Mark Landler and Stephen Castle, NYT
LONDON
EnergiesNet.com 10 20 2022
LONDON — Prime Minister Liz Truss of Britain said on Thursday that she was stepping down after only six weeks in office, the shortest tenure ever for a British prime minister. Her announcement came just days after her new finance minister reversed virtually all of her planned tax cuts, sweeping away a free-market fiscal agenda that plunged the country into weeks of economic and political turmoil. Ms. Truss will remain the Conservative Party leader and prime minister until a successor is chosen within the next week — with a field of potential contenders that includes key figures from her cabinet, former rivals for leadership of the party and even Boris Johnson, who had his own messy departure from Downing Street just last month.
Here’s what to know:
- One week is an extraordinarily quick turnaround for a leadership election, and the procedure for selecting Ms. Truss’s successor is unclear. It will be presided over by Graham Brady, the chairman of a powerful committee of Conservative lawmakers, who told reporters that party members would be consulted about who the new leader would be. But he gave few details on the process and left open several scenarios.
- “I cannot deliver the mandate on which I was elected,” Ms. Truss said in brief remarks announcing her resignation alongside her husband outside 10 Downing Street.
- Ms. Truss’s political viability became tenuous after her proposals for broad unfunded tax cuts roiled markets and sent the pound’s value plunging. She suffered a grave blow on Monday when her newly appointed chancellor of the Exchequer, Jeremy Hunt, said that the government was undoing the last vestiges of Ms. Truss’s tax proposals, one of the most dramatic reversals in modern British political history.
- Among the leading candidates to succeed Ms. Truss are Rishi Sunak, the former chancellor of the Exchequer who lost to Ms. Truss in the party leadership campaign over the summer; Penny Mordaunt, the leader of the lower house of Parliament; and Ben Wallace, the defense secretary. And some want Mr. Johnson back.
- The British pound and government bond prices inched higher after the announcement, but the market’s reaction was muted. While the change brings a firm end to Ms. Truss’s tax-cutting economic agenda, it introduces even more political instability to Britain at a time when households and businesses are grappling with a cost-of-living crisis.
Rules announced on Thursday say the candidates in the contest to succeed Liz Truss as party leader need a minimum of 100 nominations to take part. Given that there are 357 Conservative lawmakers in Parliament, the contest could be effectively over when nominations close. If only one has enough nominations by 2 p.m. Monday, that candidate will become party leader, and prime minister.

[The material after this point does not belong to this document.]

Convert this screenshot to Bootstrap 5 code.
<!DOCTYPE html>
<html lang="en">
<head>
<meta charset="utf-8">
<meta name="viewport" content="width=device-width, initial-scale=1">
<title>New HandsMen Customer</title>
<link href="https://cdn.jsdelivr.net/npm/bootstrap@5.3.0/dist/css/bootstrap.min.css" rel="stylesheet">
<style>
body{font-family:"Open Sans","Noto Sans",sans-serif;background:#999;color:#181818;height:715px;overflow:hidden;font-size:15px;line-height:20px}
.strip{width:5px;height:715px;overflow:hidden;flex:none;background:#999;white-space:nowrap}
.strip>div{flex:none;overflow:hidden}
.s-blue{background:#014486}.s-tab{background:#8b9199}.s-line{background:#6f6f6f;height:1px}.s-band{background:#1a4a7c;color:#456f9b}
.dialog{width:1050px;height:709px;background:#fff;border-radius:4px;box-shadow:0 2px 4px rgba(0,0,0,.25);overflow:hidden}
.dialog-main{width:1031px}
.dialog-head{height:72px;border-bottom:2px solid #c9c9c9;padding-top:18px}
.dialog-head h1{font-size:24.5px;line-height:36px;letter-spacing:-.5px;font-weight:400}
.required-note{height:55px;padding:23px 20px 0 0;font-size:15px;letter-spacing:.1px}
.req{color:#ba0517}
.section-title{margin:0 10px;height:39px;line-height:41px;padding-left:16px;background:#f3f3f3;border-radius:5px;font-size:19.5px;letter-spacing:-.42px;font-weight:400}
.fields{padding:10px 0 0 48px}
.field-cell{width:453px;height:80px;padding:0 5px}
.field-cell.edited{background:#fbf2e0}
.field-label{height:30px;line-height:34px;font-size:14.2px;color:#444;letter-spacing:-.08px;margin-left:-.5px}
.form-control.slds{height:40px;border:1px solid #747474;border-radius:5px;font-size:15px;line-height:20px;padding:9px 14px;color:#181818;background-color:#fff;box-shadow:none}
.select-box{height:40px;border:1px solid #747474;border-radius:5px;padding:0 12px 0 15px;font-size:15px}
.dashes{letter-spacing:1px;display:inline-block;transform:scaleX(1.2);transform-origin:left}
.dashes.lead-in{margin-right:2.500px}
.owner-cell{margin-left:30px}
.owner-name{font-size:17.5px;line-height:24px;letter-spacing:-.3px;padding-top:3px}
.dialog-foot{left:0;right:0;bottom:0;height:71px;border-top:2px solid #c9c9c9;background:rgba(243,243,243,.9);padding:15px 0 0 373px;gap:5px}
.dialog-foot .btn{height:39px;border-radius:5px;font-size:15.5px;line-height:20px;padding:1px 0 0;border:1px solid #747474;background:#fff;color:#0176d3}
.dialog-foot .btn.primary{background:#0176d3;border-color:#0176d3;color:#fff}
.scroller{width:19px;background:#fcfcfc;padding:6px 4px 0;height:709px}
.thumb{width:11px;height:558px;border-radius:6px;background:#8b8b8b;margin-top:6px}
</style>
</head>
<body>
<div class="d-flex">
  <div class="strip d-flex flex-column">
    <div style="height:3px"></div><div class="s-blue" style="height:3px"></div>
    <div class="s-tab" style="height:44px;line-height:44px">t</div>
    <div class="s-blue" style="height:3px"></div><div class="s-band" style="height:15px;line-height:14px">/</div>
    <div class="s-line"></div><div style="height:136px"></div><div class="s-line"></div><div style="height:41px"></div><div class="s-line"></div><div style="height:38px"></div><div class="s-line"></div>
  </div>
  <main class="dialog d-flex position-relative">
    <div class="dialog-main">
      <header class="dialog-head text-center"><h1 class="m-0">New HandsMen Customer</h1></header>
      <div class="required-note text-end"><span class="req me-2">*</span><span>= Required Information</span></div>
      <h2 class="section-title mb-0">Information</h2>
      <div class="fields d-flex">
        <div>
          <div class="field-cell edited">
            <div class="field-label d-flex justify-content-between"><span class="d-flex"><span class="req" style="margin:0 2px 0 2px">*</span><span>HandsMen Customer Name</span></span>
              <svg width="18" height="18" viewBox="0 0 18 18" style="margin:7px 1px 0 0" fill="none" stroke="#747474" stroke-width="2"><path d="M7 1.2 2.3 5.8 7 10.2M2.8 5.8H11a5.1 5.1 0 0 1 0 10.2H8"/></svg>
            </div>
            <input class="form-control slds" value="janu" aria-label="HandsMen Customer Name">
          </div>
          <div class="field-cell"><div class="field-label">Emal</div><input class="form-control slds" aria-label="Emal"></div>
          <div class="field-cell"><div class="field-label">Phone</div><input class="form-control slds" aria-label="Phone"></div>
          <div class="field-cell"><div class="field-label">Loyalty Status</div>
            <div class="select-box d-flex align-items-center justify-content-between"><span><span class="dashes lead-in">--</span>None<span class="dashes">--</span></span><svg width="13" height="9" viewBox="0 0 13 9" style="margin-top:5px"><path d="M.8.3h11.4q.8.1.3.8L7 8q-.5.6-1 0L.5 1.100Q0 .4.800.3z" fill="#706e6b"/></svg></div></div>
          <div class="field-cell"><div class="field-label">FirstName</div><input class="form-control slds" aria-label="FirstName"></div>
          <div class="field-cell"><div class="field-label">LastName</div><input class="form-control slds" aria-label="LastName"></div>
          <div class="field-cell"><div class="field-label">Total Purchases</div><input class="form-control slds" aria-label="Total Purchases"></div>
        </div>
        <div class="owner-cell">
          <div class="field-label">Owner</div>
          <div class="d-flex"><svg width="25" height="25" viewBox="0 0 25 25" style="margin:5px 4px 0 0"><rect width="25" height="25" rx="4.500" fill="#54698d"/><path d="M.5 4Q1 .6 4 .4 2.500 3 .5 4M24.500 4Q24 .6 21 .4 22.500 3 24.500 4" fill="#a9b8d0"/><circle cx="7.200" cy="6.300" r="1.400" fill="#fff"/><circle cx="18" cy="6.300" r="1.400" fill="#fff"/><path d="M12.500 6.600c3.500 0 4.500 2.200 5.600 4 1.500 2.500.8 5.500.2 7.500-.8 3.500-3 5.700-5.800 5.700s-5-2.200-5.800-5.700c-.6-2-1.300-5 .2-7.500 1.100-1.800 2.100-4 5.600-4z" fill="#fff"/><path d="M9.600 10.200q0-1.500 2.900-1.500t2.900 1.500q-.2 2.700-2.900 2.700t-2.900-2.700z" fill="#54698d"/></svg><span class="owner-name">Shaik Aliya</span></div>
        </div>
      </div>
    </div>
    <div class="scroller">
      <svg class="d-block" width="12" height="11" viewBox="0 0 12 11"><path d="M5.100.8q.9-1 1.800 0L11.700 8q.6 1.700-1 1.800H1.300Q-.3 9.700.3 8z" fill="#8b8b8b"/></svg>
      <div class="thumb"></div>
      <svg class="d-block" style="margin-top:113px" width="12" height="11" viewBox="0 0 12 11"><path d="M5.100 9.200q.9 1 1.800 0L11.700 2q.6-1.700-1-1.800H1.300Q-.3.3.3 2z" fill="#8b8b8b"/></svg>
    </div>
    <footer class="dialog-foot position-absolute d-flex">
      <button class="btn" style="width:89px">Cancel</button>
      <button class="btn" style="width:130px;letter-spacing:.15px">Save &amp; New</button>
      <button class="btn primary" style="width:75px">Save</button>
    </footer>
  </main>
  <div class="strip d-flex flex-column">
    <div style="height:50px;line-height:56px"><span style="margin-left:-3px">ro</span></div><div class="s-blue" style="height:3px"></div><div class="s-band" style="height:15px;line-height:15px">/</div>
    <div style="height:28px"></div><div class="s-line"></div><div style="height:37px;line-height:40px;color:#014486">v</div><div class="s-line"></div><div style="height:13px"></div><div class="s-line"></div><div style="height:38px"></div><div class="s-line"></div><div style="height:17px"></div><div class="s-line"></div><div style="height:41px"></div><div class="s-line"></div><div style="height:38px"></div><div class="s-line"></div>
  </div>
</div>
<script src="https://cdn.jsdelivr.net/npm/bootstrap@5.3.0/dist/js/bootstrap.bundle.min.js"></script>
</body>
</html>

If three are in the race, then a ballot among lawmakers will take place on Monday, whittling that number to two. Unless the second-place candidate drops out, those two names will go to party members in an online vote that will conclude on Oct. 28. Either way, this will be the shortest Conservative leadership contest in memory.

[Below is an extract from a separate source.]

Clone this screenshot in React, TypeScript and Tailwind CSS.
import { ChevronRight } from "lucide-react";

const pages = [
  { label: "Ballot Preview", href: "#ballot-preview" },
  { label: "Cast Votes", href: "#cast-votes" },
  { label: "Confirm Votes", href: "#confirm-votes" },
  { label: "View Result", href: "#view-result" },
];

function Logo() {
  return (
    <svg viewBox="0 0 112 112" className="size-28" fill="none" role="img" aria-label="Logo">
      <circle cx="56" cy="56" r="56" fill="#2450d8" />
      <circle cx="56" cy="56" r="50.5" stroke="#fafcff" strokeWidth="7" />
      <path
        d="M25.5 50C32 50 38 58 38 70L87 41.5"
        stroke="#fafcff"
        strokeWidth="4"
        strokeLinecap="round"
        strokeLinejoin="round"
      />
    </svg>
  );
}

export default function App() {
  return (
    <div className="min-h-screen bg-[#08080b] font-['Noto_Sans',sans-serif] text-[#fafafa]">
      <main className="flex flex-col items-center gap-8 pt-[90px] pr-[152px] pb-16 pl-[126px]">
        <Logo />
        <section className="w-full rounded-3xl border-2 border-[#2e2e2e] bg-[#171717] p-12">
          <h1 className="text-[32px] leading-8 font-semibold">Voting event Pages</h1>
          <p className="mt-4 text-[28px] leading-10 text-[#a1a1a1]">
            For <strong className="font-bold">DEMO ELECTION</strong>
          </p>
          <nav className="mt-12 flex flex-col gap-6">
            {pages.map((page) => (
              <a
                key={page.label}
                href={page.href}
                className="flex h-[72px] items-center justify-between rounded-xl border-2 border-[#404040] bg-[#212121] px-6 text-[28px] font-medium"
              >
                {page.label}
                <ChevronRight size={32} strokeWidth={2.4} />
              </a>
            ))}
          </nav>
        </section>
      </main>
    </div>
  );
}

Some of Britain’s economic headaches are new, while others aren’t.
Through all the ups and downs of the past few weeks, one thing hasn’t changed: Britain’s economy is still in troubled waters.
As prime minister, Liz Truss set out to shake up the status quo and put the nation on a path to faster economic growth through tax cuts and deregulation. Instead, her economic plan generated turmoil throughout financial markets, leading her government to reverse virtually all of the planned tax cuts.
But government bond yields are significantly higher than they were on Sept. 22, the day before the tax plan was announced, leaving Britons worse off in a number of ways.
Traders are betting that the Bank of England, over the next year, will raise interest rates higher than previously expected, causing loans to businesses and households to be more expensive. Mortgages rates are rising, too, making homes more costly, and the government’s own borrowing costs are increasing.
Then there are all of the other longstanding economic issues in Britain, where the economy has been blighted by weak productivity and low pay growth for more than a decade.
Since Brexit, the nation has had more barriers with its largest trading partner, the European Union, business investment has been lackluster and companies have lost easy access to a large pool of workers. The National Health Service is overburdened, and the immense backlog of patients needing care is keeping many of them out of work.
In addition, like many nations, Britain is enduring the highest pace of inflation since the 1980s, taking the momentum out of consumer spending and economic growth.
While Britain shares some economic problems with other advanced economies, its outlook for inflation is particularly painful. Consumer prices in the country rose 10.1 percent in September from a year earlier, with the annual inflation rate returning to its fastest pace since 1982.
Inflation is expected to peak in November, and the International Monetary Fund said this month that inflation at the end of next year would be nearly three times as high as the forecast for the United States, although a reversal in the British government’s policy to hold down household energy bills has made the future path of prices even more uncertain.
Even after Ms. Truss began backtracking on her tax plan last week, some economists stuck to their expectations of an economic downturn in Britain. Samuel Tombs, an economist at Pantheon Macroeconomics, wrote that he still forecast “a 1.5 percent year-over-year decline in G.D.P. next year.”